IEA Executive Director, Fatih Birol, said this at an event in Tokyo that United States would overtake Russia as the biggest crude oil producer “definitely next year”, if not this year.

This development may not augur well for Nigeria as US remained its second biggest customer coming after India.

According to the 2017 third-quarter report for oil exports, in terms of export destinations, India (19 per cent) remains Nigeria’s most important crude oil buyer, with US  following with (15 per cent). The US, in the period under review, increased its crude imports from Nigeria by 66 per cent.

“US shale growth is very strong, the pace is very strong. The United States will become the No. 1 oil producer some time very soon,”  Birol said.

US crude oil output rose above 10 million barrels per day (bpd) late last year for the first time since the 1970s, overtaking top oil exporter, Saudi Arabia.

The US Energy Information Administration said early this month that US output would exceed 11 million bpd by late 2018. That would take it past top producer, Russia, which pumps just below that mark.

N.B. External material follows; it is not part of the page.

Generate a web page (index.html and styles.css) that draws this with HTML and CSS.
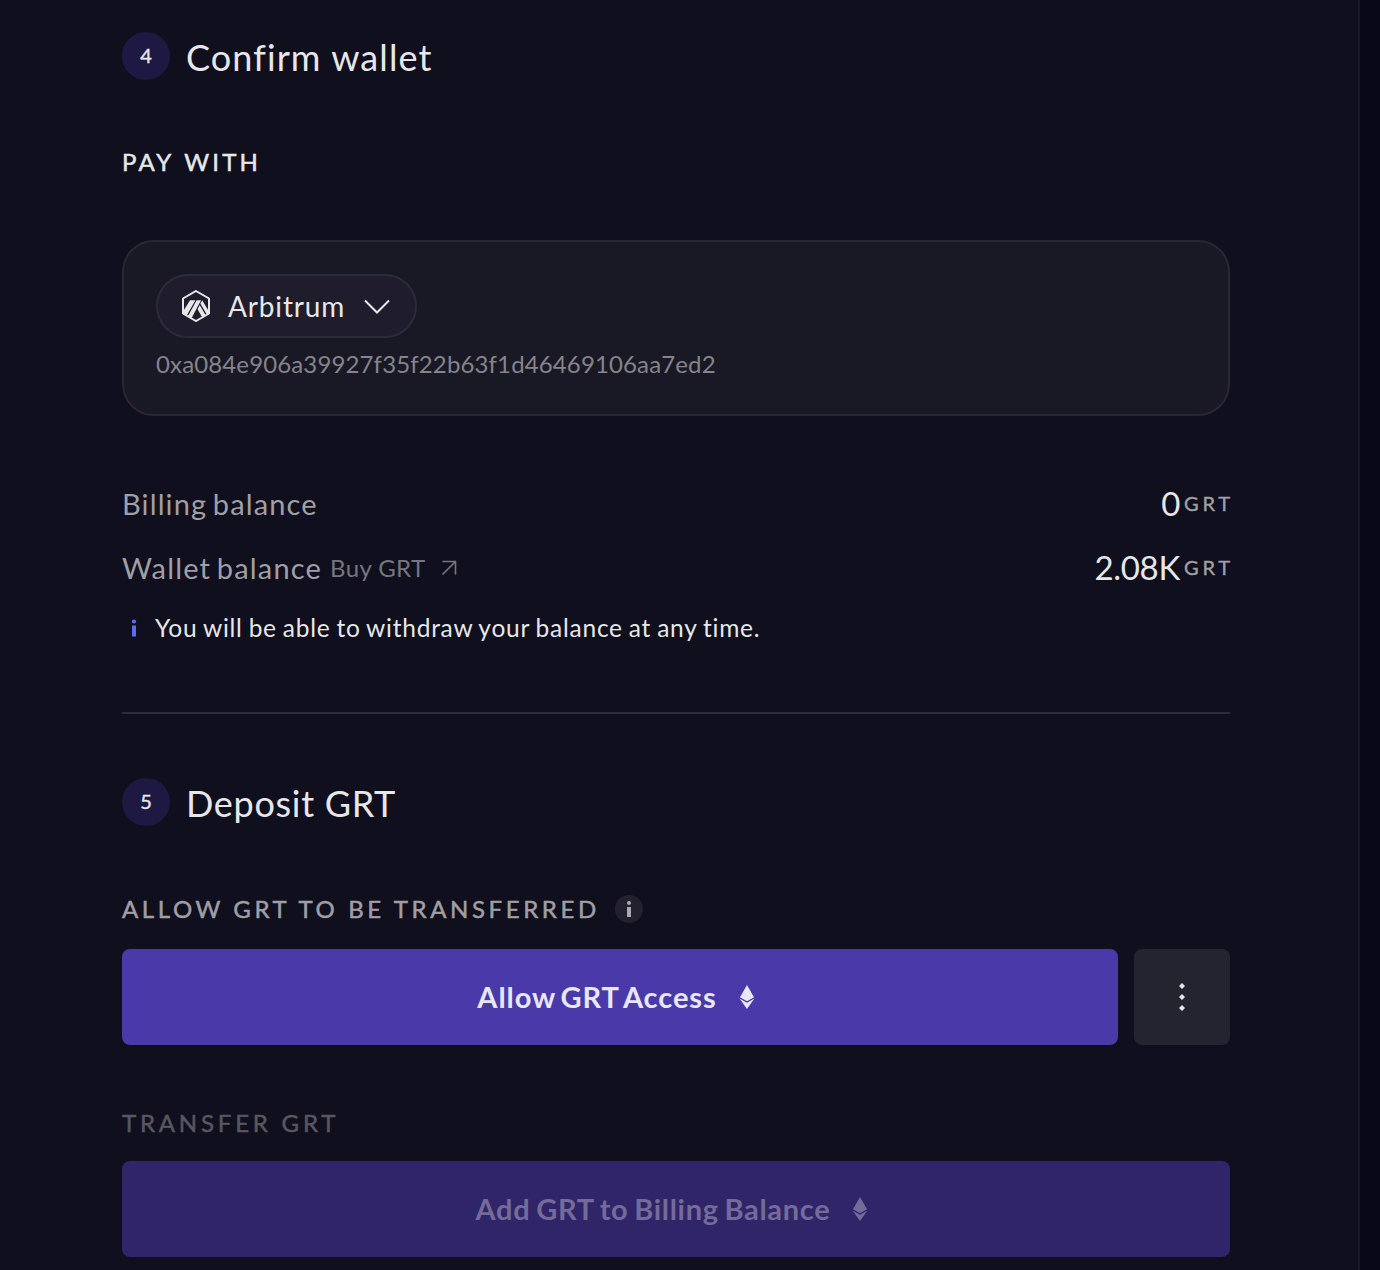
FILE: index.html
```html
<!DOCTYPE html>
<html lang="en">
<head>
<meta charset="utf-8">
<title>Billing</title>
<link rel="stylesheet" href="styles.css">
</head>
<body>
<svg width="0" height="0" class="defs" aria-hidden="true">
  <symbol id="eth" viewBox="0 0 16 24">
    <path d="M8 0 15 12.2 8 16.2 1 12.2Z"/>
    <path d="M.6 13.4 8 17.7 15.4 13.4 8 24Z"/>
  </symbol>
</svg>
<main class="panel">
  <section>
    <header class="step"><span class="badge">4</span><h2 class="title title-wallet">Confirm wallet</h2></header>
    <h3 class="label label-pay">PAY WITH</h3>
    <div class="card">
      <button class="network">
        <svg class="arb" viewBox="0 0 32 32" width="32" height="32">
          <path d="M16 1 29 8.5V23.5L16 31 3 23.5V8.5Z" fill="none" stroke="#e7e7e9" stroke-width="2"/>
          <path d="M10 10.2H15.4L6.9 25.3 3 23V21.5Z" fill="#e7e7e9"/>
          <path d="M16.6 10.2H21L11.5 28.3 7.9 26.2Z" fill="#e7e7e9"/>
          <path d="M22.2 10.2 29 21.4V23.7L27 25 20.3 13.6Z" fill="#e7e7e9"/>
          <path d="M19.7 15 25.9 25.7 22.4 27.8 17.6 19.3Z" fill="#e7e7e9"/>
        </svg>
        <span class="network-name">Arbitrum</span>
        <svg class="chevron" viewBox="0 0 26 16" width="26" height="16"><path d="M1 1.5 13 13.5 25 1.5" fill="none" stroke="#e7e7e9" stroke-width="2"/></svg>
      </button>
      <div class="address">0xa084e906a39927f35f22b63f1d46469106aa7ed2</div>
    </div>
    <div class="row">
      <span class="row-name billing">Billing balance</span>
      <span class="amount"><span class="value">0</span><span class="unit">GRT</span></span>
    </div>
    <div class="row">
      <span class="row-name wallet">Wallet balance</span>
      <a class="buy">Buy GRT</a>
      <svg class="out" viewBox="0 0 16 16" width="16" height="16"><path d="M1.5 1.5H14.5V14.5M14.5 1.5 1.5 14.5" fill="none" stroke="#77767e" stroke-width="1.6"/></svg>
      <span class="amount"><span class="value">2.08K</span><span class="unit">GRT</span></span>
    </div>
    <p class="note">
      <svg viewBox="0 0 6 18" width="6" height="18" fill="#5b6cf5"><circle cx="3" cy="2.5" r="2.1"/><path d="M1 6.5H5V17.5H1Z"/></svg>
      <span>You will be able to withdraw your balance at any time.</span>
    </p>
  </section>
  <section class="deposit">
    <header class="step"><span class="badge">5</span><h2 class="title title-deposit">Deposit GRT</h2></header>
    <div class="label label-allow"><span>ALLOW GRT TO BE TRANSFERRED</span>
      <svg class="info" viewBox="0 0 28 28" width="28" height="28"><circle cx="14" cy="14" r="14" fill="#22212d"/><g fill="#aaa9af"><circle cx="14" cy="8" r="2"/><path d="M12 12H16V22H12Z"/></g></svg>
    </div>
    <div class="actions">
      <button class="primary"><span class="allow">Allow GRT Access</span><svg class="eth" width="16" height="24"><use href="#eth"/></svg></button>
      <button class="more" aria-label="More"><svg viewBox="0 0 6 28" width="6" height="28" fill="#e7e7e9"><path d="M3 0 6 3 3 6 0 3ZM3 11 6 14 3 17 0 14ZM3 22 6 25 3 28 0 25Z"/></svg></button>
    </div>
    <div class="label label-transfer">TRANSFER GRT</div>
    <button class="primary disabled"><span class="add">Add GRT to Billing Balance</span><svg class="eth" width="16" height="24"><use href="#eth"/></svg></button>
  </section>
</main>
</body>
</html>
```
FILE: styles.css
```css
* { box-sizing: border-box; margin: 0; padding: 0; }
body { height: 1270px; overflow: hidden; background: #090817; font-family: Lato, "Open Sans", sans-serif; color: #e7e7e9; }
.defs { display: block; width: 0; height: 0; }
button { border: 0; font: inherit; color: inherit; background: none; }
svg { flex: none; }
.panel { width: 1360px; height: 1270px; padding: 32px 128px 0 122px; background: #100f1d; border-right: 2px solid #191825; }
.step { display: flex; align-items: center; gap: 16px; height: 48px; }
.badge { width: 48px; height: 48px; padding-bottom: 2px; border-radius: 50%; background: #1e1942; display: flex; align-items: center; justify-content: center; font-size: 20px; -webkit-text-stroke: .4px; }
.title { font-size: 36px; line-height: 48px; font-weight: 400; white-space: nowrap; padding-top: 1px; }
.title-wallet { letter-spacing: 1.1px; }
.title-deposit { letter-spacing: .7px; }
.label { height: 32px; line-height: 32px; font-size: 24px; font-weight: 400; white-space: nowrap; -webkit-text-stroke: .5px; }
.label-pay { margin-top: 66px; letter-spacing: 3.25px; word-spacing: 1.5px; }
.card { margin-top: 62px; height: 176px; padding: 32px; border: 2px solid #282733; border-radius: 32px; background: #191825; }
.network { display: flex; align-items: center; width: 261px; height: 64px; padding-left: 22px; border: 2px solid #2d2b39; border-radius: 32px; background: #1f1c2b; font-size: 28px; }
.network-name { width: 136px; margin-left: 16px; text-align: left; letter-spacing: .85px; }
.chevron { margin-top: 2px; }
.address { margin-top: 9px; font-size: 24px; line-height: 34px; color: #85848b; letter-spacing: .13px; white-space: nowrap; }
.row { display: flex; align-items: center; height: 64px; font-size: 28px; white-space: nowrap; color: #a09fa5; }
.card + .row { margin-top: 56px; }
.row-name { font-size: 29px; word-spacing: -3px; padding-bottom: 1px; }
.billing { letter-spacing: 1.13px; }
.wallet { width: 208px; letter-spacing: 1.18px; }
.buy { width: 111px; padding-bottom: 2px; font-size: 24px; letter-spacing: .4px; color: #77767e; }
.amount { margin-left: auto; padding-bottom: 2px; display: flex; align-items: center; gap: 4px; }
.value { font-size: 33px; letter-spacing: -.3px; color: #e7e7e9; }
.unit { width: 46px; font-size: 20px; letter-spacing: 3.8px; -webkit-text-stroke: .4px; }
.note { display: flex; align-items: center; height: 56px; padding-left: 9px; gap: 18px; font-size: 24.5px; white-space: nowrap; }
.note span { padding-bottom: 1px; letter-spacing: .75px; word-spacing: -1px; }
.deposit { margin-top: 56px; padding-top: 64px; border-top: 2px solid #2d2c38; }
.label-allow { display: flex; align-items: center; margin-top: 67px; color: #a09fa5; letter-spacing: 3.6px; }
.label-allow span { width: 493px; }
.info { -webkit-text-stroke: 0; }
.actions { display: flex; gap: 16px; margin-top: 24px; }
.primary { flex: 1; display: flex; align-items: center; justify-content: center; width: 100%; height: 96px; border-radius: 8px; background: #4a3aa9; color: #e9e7f5; font-size: 29px; font-weight: 700; white-space: nowrap; }
.allow { padding-bottom: 2px; letter-spacing: .92px; word-spacing: -3px; }
.add { padding-bottom: 2px; letter-spacing: .7px; word-spacing: -2px; }
.eth { fill: currentColor; margin: 0 8px 0 22px; }
.more { display: flex; align-items: center; justify-content: center; width: 96px; height: 96px; border-radius: 8px; background: #242330; }
.label-transfer { margin-top: 62px; color: #58575f; letter-spacing: 3.8px; }
.disabled { margin-top: 22px; background: #2f2568; color: #746b9b; }
```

Birol said he did not see US oil production peaking before 2020, and that he did not expect a decline in the next four to five years.

The soaring US production is upending global oil markets, coming at a time when other major producers – including Russia and members of the Middle East-dominated Organisation of the Petroleum Exporting Countries (OPEC) – have been withholding output to prop up prices.

US oil is also increasingly being exported, including to the world’s biggest and fastest growing markets in Asia, eating away at OPEC and Russian market share.

Meanwhile, US net imports of crude oil fell last week by 1.6 million bpd to 4.98 million bpd, the lowest level since the EIA started recording the data in 2001, reflecting further erosion in a market OPEC has been relying on for decades.